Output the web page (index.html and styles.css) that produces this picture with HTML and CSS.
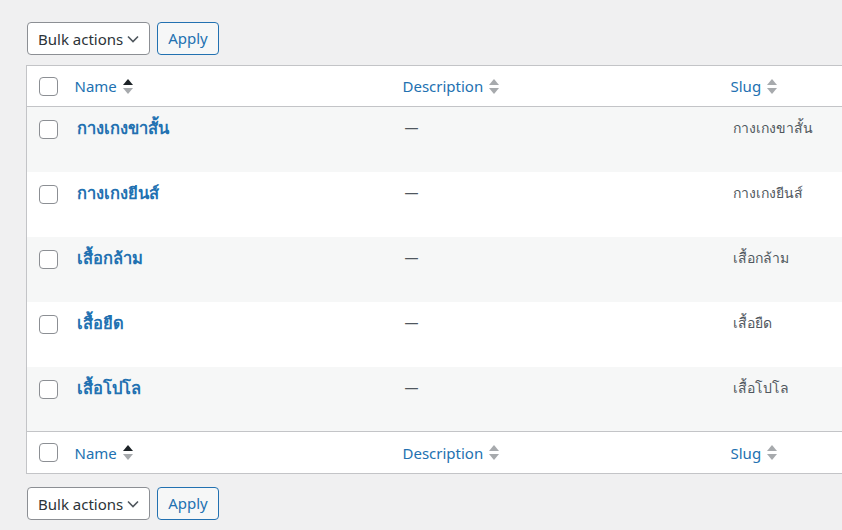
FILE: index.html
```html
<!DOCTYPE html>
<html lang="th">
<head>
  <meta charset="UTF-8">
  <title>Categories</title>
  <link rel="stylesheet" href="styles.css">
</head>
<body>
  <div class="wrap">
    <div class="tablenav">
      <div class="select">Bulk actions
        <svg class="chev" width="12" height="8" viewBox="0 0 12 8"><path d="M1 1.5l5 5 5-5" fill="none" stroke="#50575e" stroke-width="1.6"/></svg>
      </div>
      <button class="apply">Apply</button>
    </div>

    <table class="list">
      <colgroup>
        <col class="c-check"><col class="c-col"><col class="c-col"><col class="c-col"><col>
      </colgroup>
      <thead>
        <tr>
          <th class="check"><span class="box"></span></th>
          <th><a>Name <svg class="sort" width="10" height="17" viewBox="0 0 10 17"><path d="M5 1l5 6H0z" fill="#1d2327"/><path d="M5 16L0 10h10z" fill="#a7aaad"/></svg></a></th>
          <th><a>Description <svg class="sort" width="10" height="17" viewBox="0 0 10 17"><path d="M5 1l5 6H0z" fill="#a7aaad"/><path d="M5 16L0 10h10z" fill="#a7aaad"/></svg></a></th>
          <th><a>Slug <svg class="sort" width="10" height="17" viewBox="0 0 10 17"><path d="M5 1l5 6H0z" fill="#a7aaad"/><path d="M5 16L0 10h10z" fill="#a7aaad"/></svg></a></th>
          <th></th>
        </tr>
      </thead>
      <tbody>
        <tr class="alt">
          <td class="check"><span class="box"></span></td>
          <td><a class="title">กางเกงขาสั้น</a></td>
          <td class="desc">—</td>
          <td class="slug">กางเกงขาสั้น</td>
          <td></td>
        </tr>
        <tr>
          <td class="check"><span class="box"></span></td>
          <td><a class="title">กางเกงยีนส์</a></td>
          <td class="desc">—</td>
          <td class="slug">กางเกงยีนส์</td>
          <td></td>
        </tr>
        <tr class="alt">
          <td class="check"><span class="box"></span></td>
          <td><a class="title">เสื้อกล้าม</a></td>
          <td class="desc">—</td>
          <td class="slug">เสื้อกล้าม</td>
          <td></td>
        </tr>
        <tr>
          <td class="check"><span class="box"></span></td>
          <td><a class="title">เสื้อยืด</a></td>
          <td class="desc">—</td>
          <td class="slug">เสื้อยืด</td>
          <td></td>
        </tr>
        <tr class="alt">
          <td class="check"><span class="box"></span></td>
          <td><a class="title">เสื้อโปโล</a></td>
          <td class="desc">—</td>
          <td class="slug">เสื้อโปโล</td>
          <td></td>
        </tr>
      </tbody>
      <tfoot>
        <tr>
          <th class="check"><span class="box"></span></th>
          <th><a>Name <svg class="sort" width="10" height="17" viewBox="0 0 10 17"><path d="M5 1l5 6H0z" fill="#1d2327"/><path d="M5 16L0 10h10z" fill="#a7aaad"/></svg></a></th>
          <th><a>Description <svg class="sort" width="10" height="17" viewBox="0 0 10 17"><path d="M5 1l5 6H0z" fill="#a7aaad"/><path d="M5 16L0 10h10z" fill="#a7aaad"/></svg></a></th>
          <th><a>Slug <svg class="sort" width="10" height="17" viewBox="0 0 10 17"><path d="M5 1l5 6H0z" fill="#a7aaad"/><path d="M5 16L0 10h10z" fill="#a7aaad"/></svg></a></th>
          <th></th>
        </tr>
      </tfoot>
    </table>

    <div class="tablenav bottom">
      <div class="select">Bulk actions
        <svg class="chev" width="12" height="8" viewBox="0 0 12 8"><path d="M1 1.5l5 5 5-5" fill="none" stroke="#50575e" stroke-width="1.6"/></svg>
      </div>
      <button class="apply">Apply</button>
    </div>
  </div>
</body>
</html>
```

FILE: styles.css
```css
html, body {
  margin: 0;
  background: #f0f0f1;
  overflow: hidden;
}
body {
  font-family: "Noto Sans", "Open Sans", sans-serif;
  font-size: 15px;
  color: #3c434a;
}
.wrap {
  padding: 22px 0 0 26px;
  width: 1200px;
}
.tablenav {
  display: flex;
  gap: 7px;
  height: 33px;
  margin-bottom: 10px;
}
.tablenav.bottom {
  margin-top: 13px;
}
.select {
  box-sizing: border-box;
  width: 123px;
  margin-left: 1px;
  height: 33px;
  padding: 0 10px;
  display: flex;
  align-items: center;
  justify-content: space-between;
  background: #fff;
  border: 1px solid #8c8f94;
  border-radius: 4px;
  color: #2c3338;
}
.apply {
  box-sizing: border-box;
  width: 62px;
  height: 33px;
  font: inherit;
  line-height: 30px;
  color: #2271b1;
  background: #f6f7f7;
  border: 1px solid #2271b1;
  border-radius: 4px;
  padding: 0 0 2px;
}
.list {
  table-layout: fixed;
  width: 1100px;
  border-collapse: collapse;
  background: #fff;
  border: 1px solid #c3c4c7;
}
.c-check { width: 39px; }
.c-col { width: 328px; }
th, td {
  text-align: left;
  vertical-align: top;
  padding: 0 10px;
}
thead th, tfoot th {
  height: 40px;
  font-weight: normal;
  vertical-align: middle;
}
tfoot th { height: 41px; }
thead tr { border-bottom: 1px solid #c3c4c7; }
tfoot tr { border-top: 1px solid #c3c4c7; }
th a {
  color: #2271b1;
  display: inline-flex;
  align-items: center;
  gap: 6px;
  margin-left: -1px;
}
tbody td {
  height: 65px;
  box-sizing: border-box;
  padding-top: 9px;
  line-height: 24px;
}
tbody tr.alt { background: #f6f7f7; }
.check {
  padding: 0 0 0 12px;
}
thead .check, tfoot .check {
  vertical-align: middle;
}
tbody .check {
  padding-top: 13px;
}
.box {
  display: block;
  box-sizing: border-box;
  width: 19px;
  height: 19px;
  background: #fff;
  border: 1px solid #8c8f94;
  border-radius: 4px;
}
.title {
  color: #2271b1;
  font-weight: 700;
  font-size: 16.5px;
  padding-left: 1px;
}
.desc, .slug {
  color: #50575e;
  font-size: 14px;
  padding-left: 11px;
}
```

━━━

- Task to carry out: Pull out all lines of the data with the string "index".

- Written reply:
Output the web page (index.html and styles.css) that produces this picture with HTML and CSS.
FILE: index.html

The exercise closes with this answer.